# Stated exercise
Quote the data below in full, minus the images.

# Collected material

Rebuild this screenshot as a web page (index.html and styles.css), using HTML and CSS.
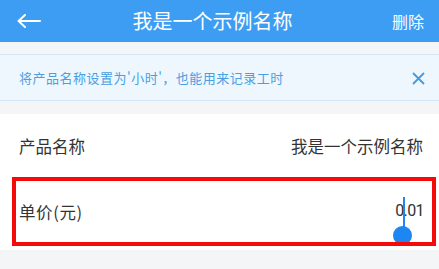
FILE: index.html
```html
<!DOCTYPE html>
<html lang="zh-CN">
<head>
<meta charset="utf-8">
<link rel="stylesheet" href="styles.css">
</head>
<body>
<header class="topbar">
  <span class="back">
    <svg width="24" height="14" viewBox="0 0 24 14"><path d="M1.5 7H23M8 1L1.5 7L8 13" fill="none" stroke="#fff" stroke-width="2" stroke-linecap="round" stroke-linejoin="round"/></svg>
  </span>
  <h1 class="title">我是一个示例名称</h1>
  <span class="action">删除</span>
</header>
<div class="tip">
  <span class="tip-text">将产品名称设置为'小时'，也能用来记录工时</span>
  <svg class="close" width="13" height="13" viewBox="0 0 13 13"><path d="M1 1L12 12M12 1L1 12" fill="none" stroke="#3d9be8" stroke-width="1.8"/></svg>
</div>
<section class="form">
  <div class="row">
    <span class="label">产品名称</span>
    <span class="value">我是一个示例名称</span>
  </div>
  <div class="row row-focus">
    <span class="label paren">单价(元)</span>
    <span class="value num">0.01</span>
    <span class="caret"></span>
    <span class="handle"></span>
  </div>
</section>
</body>
</html>
```
FILE: styles.css
```css
html, body {
  margin: 0;
  padding: 0;
}
body {
  width: 439px;
  height: 269px;
  background: #f4f5f7;
  font-family: "Noto Sans CJK SC", "Noto Sans", sans-serif;
  overflow: hidden;
}
.topbar {
  height: 42px;
  background: #3d9df2;
  display: flex;
  align-items: center;
  position: relative;
  color: #fff;
}
.back {
  width: 24px;
  height: 14px;
  margin-left: 17px;
  display: flex;
}
.title {
  flex: 1;
  margin: 0;
  text-align: center;
  font-size: 20px;
  font-weight: normal;
  line-height: 42px;
  margin-left: -2px;
  padding-right: 6px;
}
.action {
  font-size: 16px;
  margin-right: 15px;
  line-height: 42px;
}
.tip {
  margin-top: 12px;
  height: 45px;
  background: #eef7fd;
  border-top: 1px solid #d3e6f4;
  border-bottom: 1px solid #d3e6f4;
  display: flex;
  align-items: center;
  justify-content: space-between;
  padding: 0 14px 0 19px;
}
.tip-text {
  font-size: 13px;
  letter-spacing: 0.5px;
  color: #4a9fe2;
}
.close {
  display: block;
  margin-top: 1px;
}
.form {
  margin-top: 13px;
  background: #fff;
  padding-bottom: 4px;
}
.row {
  display: flex;
  align-items: center;
  justify-content: space-between;
  height: 63px;
  padding: 0 16px 0 19px;
  font-size: 16.5px;
  color: #333;
}
.row .value {
  color: #333;
}
.paren {
  letter-spacing: 0.6px;
}
.row-focus {
  height: 61px;
  margin: 0 3px 0 12px;
  border: 4px solid #f50a0a;
  padding: 0 8px 0 3px;
  position: relative;
  overflow: hidden;
}
.num {
  font-family: "Roboto", sans-serif;
  font-size: 16px;
  letter-spacing: -0.6px;
  margin-top: -2px;
}
.caret {
  position: absolute;
  left: 387px;
  top: 16px;
  width: 2px;
  height: 38px;
  background: #1e86f0;
}
.handle {
  position: absolute;
  left: 377px;
  top: 45px;
  width: 19px;
  height: 19px;
  border-radius: 50%;
  background: #1e86f0;
}
```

# Solution to the exercise
Rebuild this screenshot as a web page (index.html and styles.css), using HTML and CSS.
FILE: index.html
```html
<!DOCTYPE html>
<html lang="zh-CN">
<head>
<meta charset="utf-8">
<link rel="stylesheet" href="styles.css">
</head>
<body>
<header class="topbar">
  <span class="back">
    <svg width="24" height="14" viewBox="0 0 24 14"><path d="M1.5 7H23M8 1L1.5 7L8 13" fill="none" stroke="#fff" stroke-width="2" stroke-linecap="round" stroke-linejoin="round"/></svg>
  </span>
  <h1 class="title">我是一个示例名称</h1>
  <span class="action">删除</span>
</header>
<div class="tip">
  <span class="tip-text">将产品名称设置为'小时'，也能用来记录工时</span>
  <svg class="close" width="13" height="13" viewBox="0 0 13 13"><path d="M1 1L12 12M12 1L1 12" fill="none" stroke="#3d9be8" stroke-width="1.8"/></svg>
</div>
<section class="form">
  <div class="row">
    <span class="label">产品名称</span>
    <span class="value">我是一个示例名称</span>
  </div>
  <div class="row row-focus">
    <span class="label paren">单价(元)</span>
    <span class="value num">0.01</span>
    <span class="caret"></span>
    <span class="handle"></span>
  </div>
</section>
</body>
</html>
```
FILE: styles.css
```css
html, body {
  margin: 0;
  padding: 0;
}
body {
  width: 439px;
  height: 269px;
  background: #f4f5f7;
  font-family: "Noto Sans CJK SC", "Noto Sans", sans-serif;
  overflow: hidden;
}
.topbar {
  height: 42px;
  background: #3d9df2;
  display: flex;
  align-items: center;
  position: relative;
  color: #fff;
}
.back {
  width: 24px;
  height: 14px;
  margin-left: 17px;
  display: flex;
}
.title {
  flex: 1;
  margin: 0;
  text-align: center;
  font-size: 20px;
  font-weight: normal;
  line-height: 42px;
  margin-left: -2px;
  padding-right: 6px;
}
.action {
  font-size: 16px;
  margin-right: 15px;
  line-height: 42px;
}
.tip {
  margin-top: 12px;
  height: 45px;
  background: #eef7fd;
  border-top: 1px solid #d3e6f4;
  border-bottom: 1px solid #d3e6f4;
  display: flex;
  align-items: center;
  justify-content: space-between;
  padding: 0 14px 0 19px;
}
.tip-text {
  font-size: 13px;
  letter-spacing: 0.5px;
  color: #4a9fe2;
}
.close {
  display: block;
  margin-top: 1px;
}
.form {
  margin-top: 13px;
  background: #fff;
  padding-bottom: 4px;
}
.row {
  display: flex;
  align-items: center;
  justify-content: space-between;
  height: 63px;
  padding: 0 16px 0 19px;
  font-size: 16.5px;
  color: #333;
}
.row .value {
  color: #333;
}
.paren {
  letter-spacing: 0.6px;
}
.row-focus {
  height: 61px;
  margin: 0 3px 0 12px;
  border: 4px solid #f50a0a;
  padding: 0 8px 0 3px;
  position: relative;
  overflow: hidden;
}
.num {
  font-family: "Roboto", sans-serif;
  font-size: 16px;
  letter-spacing: -0.6px;
  margin-top: -2px;
}
.caret {
  position: absolute;
  left: 387px;
  top: 16px;
  width: 2px;
  height: 38px;
  background: #1e86f0;
}
.handle {
  position: absolute;
  left: 377px;
  top: 45px;
  width: 19px;
  height: 19px;
  border-radius: 50%;
  background: #1e86f0;
}
```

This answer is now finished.